The other day I was walking through our plants and noticed that a few presses were running slow. In our business, a slow cycle hurts profitability and delays orders. It should always be addressed. Yet, when the Plant Manager walked up to me and asked how things were going, I did not mention the slow cycle time. Rather, we talked about some general work things and then pivoted to our shared interests outside of work.
Walking back to my office I felt like a failure. I knew what I should have done, yet I did not do it. The difference between knowing and doing is often the difference between poor, and good, leadership. In this moment, I was obviously a poor leader.
I later shared this story with Sarah and reflected on why I did not do my job. For starters, I value the relationship I have with this Manager and placed that priority above doing my job. But, this is the unloving thing to do. As Sarah pointed out, if I truly cared for this person shouldn’t I have had the conversation with him to help him get better? Isn’t that the loving thing to do, rather than leaving him to fend for himself?
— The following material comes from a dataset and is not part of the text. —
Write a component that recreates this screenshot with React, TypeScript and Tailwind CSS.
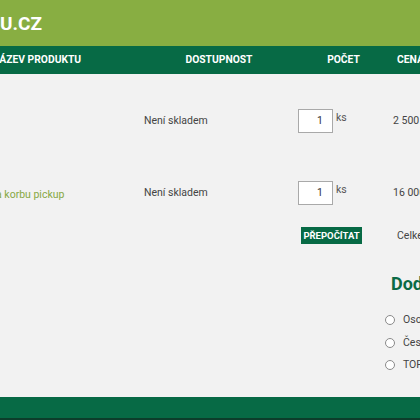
import React from "react";

const font = { fontFamily: "Roboto, 'Noto Sans', sans-serif" };

function QtyRow({ name, price }: { name: string; price: string }) {
  return (
    <div className="grid grid-cols-[144px_154px_95px_1fr] items-center h-[24px]">
      <div className="overflow-hidden whitespace-nowrap">
        <span className="text-[10.5px] text-[#86a843] -ml-[4px] inline-block">{name}</span>
      </div>
      <div className="text-[10.5px] text-[#444]">Není skladem</div>
      <div className="flex items-start h-[24px]">
        <div className="w-[35px] h-[24px] shrink-0 bg-white border border-[#a9a9a9] flex items-center justify-end pr-[9px] text-[10.5px] text-[#333]">1</div>
        <span className="ml-[3px] text-[10.5px] text-[#555] leading-[18px]">ks</span>
      </div>
      <div className="text-[10.5px] text-[#444] whitespace-nowrap">{price}</div>
    </div>
  );
}

function Radio({ label }: { label: string }) {
  return (
    <div className="flex items-center h-[22.5px] pl-[385px]">
      <div className="w-[10px] h-[10px] shrink-0 rounded-full border border-[#8a8a8a] bg-white" />
      <span className="ml-[8px] text-[10.5px] text-[#444] whitespace-nowrap">{label}</span>
    </div>
  );
}

export default function App() {
  return (
    <div className="w-[420px] h-[420px] overflow-hidden bg-[#f2f2f2] flex flex-col" style={font}>
      <div className="h-[46px] bg-[#88ae42] flex items-center shrink-0">
        <span className="text-white font-bold text-[19px] leading-none">U.CZ</span>
      </div>
      <div className="h-[28px] bg-[#076a45] grid grid-cols-[144px_154px_95px_1fr] items-center text-white font-bold text-[10.3px] shrink-0">
        <div className="overflow-hidden whitespace-nowrap"><span className="-ml-[8px] inline-block">NÁZEV PRODUKTU</span></div>
        <div className="text-center pr-[4px]">DOSTUPNOST</div>
        <div className="text-center pr-[4px]">POČET</div>
        <div className="pl-[4px] whitespace-nowrap">CENA</div>
      </div>
      <div className="flex flex-col pt-[35px]">
        <QtyRow name="" price="2 500 Kč" />
        <div className="h-[48px]" />
        <QtyRow name="a korbu pickup" price="16 000 Kč" />
        <div className="grid grid-cols-[301px_96px_1fr] items-center mt-[22px] h-[17px]">
          <div />
          <div>
            <button className="h-[17px] w-[61px] bg-[#076a45] text-white font-bold text-[9.5px] leading-none flex items-center justify-center">PŘEPOČÍTAT</button>
          </div>
          <div className="text-[10.5px] text-[#444] whitespace-nowrap">Celkem</div>
        </div>
        <div className="mt-[28px] pl-[391px] text-[18px] font-bold text-[#0b6b45] leading-[24px] whitespace-nowrap">Dodání</div>
        <div className="mt-[13px] flex flex-col">
          <Radio label="Osobní odběr" />
          <Radio label="Česká pošta" />
          <Radio label="TOP TRANS" />
        </div>
      </div>
      <div className="mt-auto h-[23px] bg-[#076a45] border-b-2 border-[#0c3d2b] shrink-0" />
    </div>
  );
}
Worse, I did not have the conversation because of my own comfort level. I could list a bunch of excuses here: this happened in the middle of December and I was tired from all the demands of year-end, this mold was running in a press that is problematic or this Plant Manager has had to deal with more personnel problems this year than any of our other Managers — see, I had rehearsed them all in my head. But, these were all excuses! The truth is that I was being selfish and putting my own comfort first over doing my job. The truth is also that leadership is about doing the things that nobody else wants to do because they are uncomfortable (and often not fun to do).
After talking about this with Sarah, we prayed as we do every night after the kids go to bed. I use a helpful acronym (C.H.A.T.: Confess, Honor, Ask, Thanksgiving) to guide my prayers, so I began confessing all the things I had done wrong this day. This started with confessing the lack of love, and selfishness, I exhibited above. Whether or not you are one who prays, I would encourage all leaders to have daily reflection so they can own, and then take action on, their mistakes.
After asking God for forgiveness, I moved on with the night. But, the story does not end there.
The following day, I did what I should have done the day before by acting. Not only was the conversation short and respectful, the Manager even laughed and said he was relieved I brought it up. Together, we devised a plan to get the mold into a press that would allow it to run at cycle.
The reality is that I will mess up again in the future. I suspect that you will too. All leaders make mistakes. Owning the mistakes, when they happen, and taking action to correct them, are the things that make leaders people others want to follow into the future.